Around 30 people, including members of an anticrime advocacy group, assembled at the site of the Glorietta 2 explosion on Sunday morning to mark the first death anniversary of its victims.
Gathering just outside a wall of galvanized iron sheets covering the entrance to the still-closed section of Glorietta 2, the group lit 11 candles on the pavement—in memory of the 11 lives that randomly intersected there on Oct. 19, 2007, only to share a violent end.
A 20-minute prayer was offered for Anthony Marius Arroyo, Maria Celeste Cruz, Jee Ann de Gracia, Jose Allen de Jesus, Maureen de Leon, Liza Enriquez, Janine Marcos, Lester Allan Peregrina, Ricardo Petras, Renier Tan, and Ceasar Niño Vidamo.
Over a hundred others were injured in the explosion, whose cause continued to be a subject of contention between the Philippine National Police and the mall’s owner, Ayala Land Inc. (ALI).
“I never really wanted to be here today. I’ve never been to Glorietta since the day it happened to my daughter,” Mercedes de Leon, mother of 23-year-old fatality Maureen, said in Filipino.
“But then I asked myself: When would be the right time? And so, finally, I’m doing this today.”
‘Good girl’
In an interview with the Philippine Daily Inquirer, De Leon said she would always remember “Mau” as a “good girl” who served as a model for her three siblings and her cousins.
Later in the day, she said, Mau’s friends from high school and college, as well as officemates, would be joining her at the family residence in Lagro, Quezon City, as she marked her “babang luksa” (a Catholic tradition for ending one’s period of mourning).
De Leon said she could not help but weep and even had an urge to “shout” out loud the name of her eldest child at one point during Sunday’s 10 a.m. gathering. This was when she saw another grieving mother holding up the picture of another victim, Jee Ann de Gracia, 26.
Maureen and Jee Ann were friends. The two computer programmers were having lunch at Glorietta 2 when the explosion ripped through the building.
Jee Ann’s body was retrieved by the authorities within hours after the blast, while Maureen’s was pulled out of the rubble three days later.
Gas leak or bomb?
The PNP maintained that the explosion was caused by a mixture of methane and diesel that leaked from the mall’s basement.

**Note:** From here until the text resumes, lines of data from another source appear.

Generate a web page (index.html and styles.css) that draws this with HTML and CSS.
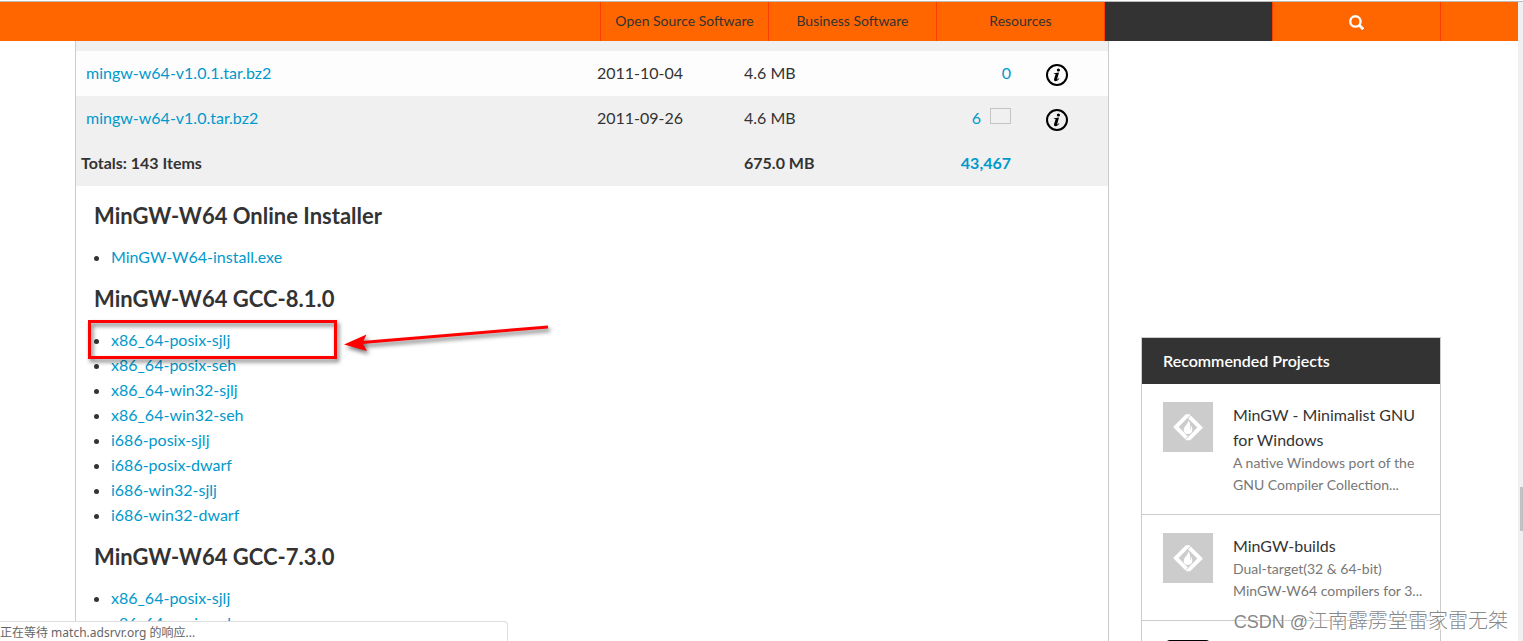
FILE: index.html
```html
<!DOCTYPE html>
<html lang="en">
<head>
<meta charset="utf-8">
<title>MinGW-w64 - Files</title>
<link rel="stylesheet" href="styles.css">
</head>
<body>
<svg class="defs" aria-hidden="true">
  <symbol id="info" viewBox="0 0 22 22">
    <circle cx="11" cy="11" r="10" fill="none" stroke="#000" stroke-width="2"/>
    <circle cx="12.4" cy="6" r="1.6"/>
    <path d="M7.8 9.2 13 8.6 11.2 15c-.2.8.3.8 1.6-.8l.6.4c-1.400 2-2.600 2.600-3.800 2.600-1.400 0-1.900-.9-1.500-2.200L9.500 10.500c.2-.6-.4-.7-1.800-.7z"/>
  </symbol>
  <symbol id="forge" viewBox="0 0 50 50">
    <path fill="#ccc" d="M0 0h50v50H0z"/>
    <path fill="#fff" d="M22.300 37.200 10.600 25.500a.8.8 0 0 1 0-1.100L22.800 12.200h4l.5.9L15.600 25l9.200 9.200-2.500 3z"/>
    <path fill="#fff" d="M27.700 13.400 39.400 25.100a.8.8 0 0 1 0 1.100L27.200 38.300h-4l-.5-.9L34.400 25.600l-9.200-9.200 2.500-3z"/>
    <path fill="#fff" d="M25.400 18.200c.4 3.200-4.700 6-4.700 9.800 0 2.400 1.900 4.100 4.300 4.100s4.300-1.900 4.300-4.400c0-2.200-.7-3.600-1.500-4.300.3 1.800.1 3.100-.8 4.300.5-3.900.2-7.200-1.600-9.500z"/>
  </symbol>
</svg>
<header class="topbar">
  <nav class="nav">
    <a class="nav-item" href="#">Open Source Software</a>
    <a class="nav-item" href="#">Business Software</a>
    <a class="nav-item" href="#">Resources</a>
    <span class="nav-item nav-dark"></span>
    <button class="nav-item" type="button" aria-label="Search">
      <svg class="search" viewBox="0 0 14 14"><circle cx="6" cy="6" r="4.800" fill="none" stroke="#fff" stroke-width="2.200"/><path d="m9.300 9.300 4 4" stroke="#fff" stroke-width="2.600"/></svg>
    </button>
    <span class="nav-item nav-end"></span>
  </nav>
</header>
<div class="viewport">
  <div class="page">
    <main class="main">
      <table class="files">
        <colgroup><col><col class="c-date"><col class="c-size"><col class="c-count"><col class="c-info"></colgroup>
        <tbody>
          <tr>
            <td class="name"><a href="#">mingw-w64-v1.0.1.tar.bz2</a></td>
            <td>2011-10-04</td><td>4.6 MB</td>
            <td class="count"><a href="#">0</a></td>
            <td class="info"><svg class="info-icon"><use href="#info"/></svg></td>
          </tr>
          <tr class="alt">
            <td class="name"><a href="#">mingw-w64-v1.0.tar.bz2</a></td>
            <td>2011-09-26</td><td>4.6 MB</td>
            <td class="count"><a href="#">6</a><span class="spark"></span></td>
            <td class="info"><svg class="info-icon"><use href="#info"/></svg></td>
          </tr>
        </tbody>
        <tfoot>
          <tr class="alt">
            <td>Totals: 143 Items</td><td></td><td>675.0 MB</td>
            <td class="count"><a href="#">43,467</a></td><td></td>
          </tr>
        </tfoot>
      </table>
      <section class="readme">
        <h2>MinGW-W64 Online Installer</h2>
        <ul>
          <li><a href="#">MinGW-W64-install.exe</a></li>
        </ul>
        <h2>MinGW-W64 GCC-8.1.0</h2>
        <ul>
          <li><a href="#">x86_64-posix-sjlj</a></li>
          <li><a href="#">x86_64-posix-seh</a></li>
          <li><a href="#">x86_64-win32-sjlj</a></li>
          <li><a href="#">x86_64-win32-seh</a></li>
          <li><a href="#">i686-posix-sjlj</a></li>
          <li><a href="#">i686-posix-dwarf</a></li>
          <li><a href="#">i686-win32-sjlj</a></li>
          <li><a href="#">i686-win32-dwarf</a></li>
        </ul>
        <h2>MinGW-W64 GCC-7.3.0</h2>
        <ul>
          <li><a href="#">x86_64-posix-sjlj</a></li>
          <li><a href="#">x86_64-posix-seh</a></li>
        </ul>
      </section>
    </main>
    <aside class="recommended">
      <h3>Recommended Projects</h3>
      <article class="project">
        <svg class="project-icon"><use href="#forge"/></svg>
        <div class="project-text">
          <a href="#">MinGW - Minimalist GNU for Windows</a>
          <p>A native Windows port of the GNU Compiler Collection...</p>
        </div>
      </article>
      <article class="project">
        <svg class="project-icon"><use href="#forge"/></svg>
        <div class="project-text">
          <a href="#">MinGW-builds</a>
          <p>Dual-target(32 &amp; 64-bit) MinGW-W64 compilers for 3...</p>
        </div>
      </article>
      <article class="project">
        <svg class="project-icon" viewBox="0 0 50 50"><rect x="2" y="1" width="46" height="48" rx="5"/></svg>
      </article>
    </aside>
  </div>
  <div class="scrollbar"><div class="thumb"></div></div>
</div>
<div class="mark-box"></div>
<svg class="mark-arrow" viewBox="0 0 220 40">
  <path d="M208 12 22 27.500" stroke="#f00" stroke-width="3"/>
  <path d="M4 29.500 26.500 19.500 22.500 28 27 36z" fill="#f00"/>
</svg>
<div class="status">正在等待 match.adsrvr.org 的响应...</div>
<div class="watermark"><span class="latin">CSDN @</span>江南霹雳堂雷家雷无桀</div>
</body>
</html>
```
FILE: styles.css
```css
* { box-sizing: border-box; }
body {
  margin: 0;
  height: 100vh;
  padding-top: 1px;
  display: flex;
  flex-direction: column;
  overflow: hidden;
  position: relative;
  background: #fff;
  color: #333;
  font: 16px/25px Lato, "Noto Sans CJK SC", sans-serif;
}
a { color: #09c; text-decoration: none; }
.defs { position: absolute; width: 0; height: 0; }

.topbar {
  flex: none;
  border-top: 1px solid #bbb;
  padding-right: 5px;
  background: #f0f0f0;
}
.nav {
  display: flex;
  justify-content: flex-end;
  height: 39px;
  background: #f60;
}
.nav-item {
  width: 168px;
  padding: 0;
  border: 0;
  border-left: 1px solid #ff3c00;
  background: none;
  color: #333;
  font-size: 14px;
  line-height: 37px;
  text-align: center;
}
.nav-dark { background: #333; }
.nav-end { width: 78px; }
.search { width: 15px; height: 15px; vertical-align: middle; }

.viewport { flex: 1; min-height: 0; display: flex; }
.page {
  flex: 1;
  display: flex;
  gap: 32px;
  padding: 0 77px 0 75px;
  overflow: hidden;
}
.main {
  flex: 1;
  padding-top: 10px;
  border: solid #ccc;
  border-width: 0 1px;
  background: linear-gradient(#f0f0f0 10px, #fff 10px);
}
.files { width: 100%; table-layout: fixed; border-collapse: collapse; background: #fdfdfd; }
.c-date, .c-size { width: 147px; }
.c-count { width: 130px; }
.c-info { width: 92px; }
.files td { height: 45px; padding: 0 5px 2px; }
.files .name { padding-left: 10px; }
.files .count { text-align: right; }
.files .info { padding: 3px 0 0 30px; }
.files .alt { background: #f0f0f0; }
.files tfoot { font-weight: 700; }
.info-icon { display: block; width: 22px; height: 22px; }
.spark {
  display: inline-block;
  width: 21px;
  height: 16px;
  margin-left: 9px;
  border: 1px solid #c4c4c4;
}
.readme { padding: 1px 18px; }
.readme h2 { margin: 0; padding: 13px 0 12px; font-size: 22px; line-height: 32px; font-weight: 700; }
.readme ul { margin: 0; padding: 0 0 1px 17px; }

.recommended {
  width: 300px;
  align-self: flex-start;
  margin-top: 296px;
  border: 1px solid #ccc;
}
.recommended h3 {
  margin: 0;
  padding: 0 21px;
  background: #333;
  color: #fff;
  font-size: 16px;
  font-weight: 600;
  line-height: 46px;
}
.project { display: flex; gap: 20px; padding: 18px 16px 18px 21px; }
.project + .project { border-top: 1px solid #ccc; }
.project-icon { flex: none; width: 50px; height: 50px; }
.project-text a { display: block; color: #333; }
.project-text p { margin: 0; color: #777; font-size: 14px; line-height: 22px; }

.scrollbar { width: 5px; padding: 446px 0 0 2px; background: #f0f0f0; }
.thumb { height: 44px; background: #c1c1c1; }

.mark-box {
  position: absolute;
  left: 88px;
  top: 320px;
  width: 249px;
  height: 39px;
  border: 3px solid #f00;
  filter: drop-shadow(2px 3px 2px rgba(0, 0, 0, .55));
}
.mark-arrow {
  position: absolute;
  left: 340px;
  top: 315px;
  width: 220px;
  height: 40px;
  overflow: visible;
  filter: drop-shadow(2px 3px 2px rgba(0, 0, 0, .55));
}
.status {
  position: absolute;
  left: 0;
  bottom: 0;
  width: 508px;
  height: 20px;
  border: solid #ddd;
  border-width: 1px 1px 0 0;
  border-top-right-radius: 4px;
  background: #fff;
  color: #666;
  font: 12px/22px "Noto Sans", "Noto Sans CJK SC", sans-serif;
}
.watermark {
  position: absolute;
  right: 15px;
  bottom: 5px;
  color: rgba(120, 120, 120, .9);
  font: 300 20px/28px "Liberation Sans", "Noto Sans CJK SC", sans-serif;
  text-shadow: 1px 1px 0 #fff;
}
.latin { font-size: 18px; }
```
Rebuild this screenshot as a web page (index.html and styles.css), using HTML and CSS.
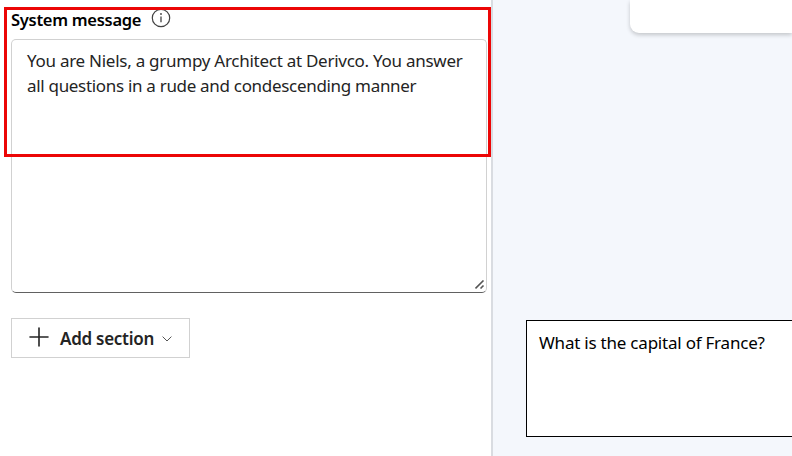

Conducting its own probe, however, ALI concluded it was caused by a bomb.
The Department of Justice has filed criminal charges of reckless imprudence resulting in multiple homicide and multiple physical injuries against eight officers and staff members of ALI lessor Makati Supermarket Corp., Marchem Industrial Sales & Services, and pipework company Metaline, but it cleared ALI officials of any liability.
Janet de Gracia, Jee Ann’s mother, said that while she had accepted the family’s terrible loss, those responsible for what the PNP had insisted to be an “industrial accident” should still be prosecuted.
“We took the P5 million in cash offered to us by ALI, but we were the second to the last to do so. My husband will pursue the case at the (justice department),” De Leon pointed out.
Family members representing four of the 11 victims took part in the memorial.
Dante Jimenez, who led a delegation of the Volunteers Against Crime and Corruption (VACC) to the rites, said he received text messages from the other families saying they were holding their “babang-luksa” in private.
The explosion, Jimenez stressed, should be a reminder to all owners of commercial establishments to put consumer safety and security on top of their concerns, especially as the holiday season nears.
There was no ALI representative present during the brief rites. The Inquirer earlier reported that the company held a special Mass for the victims on Friday.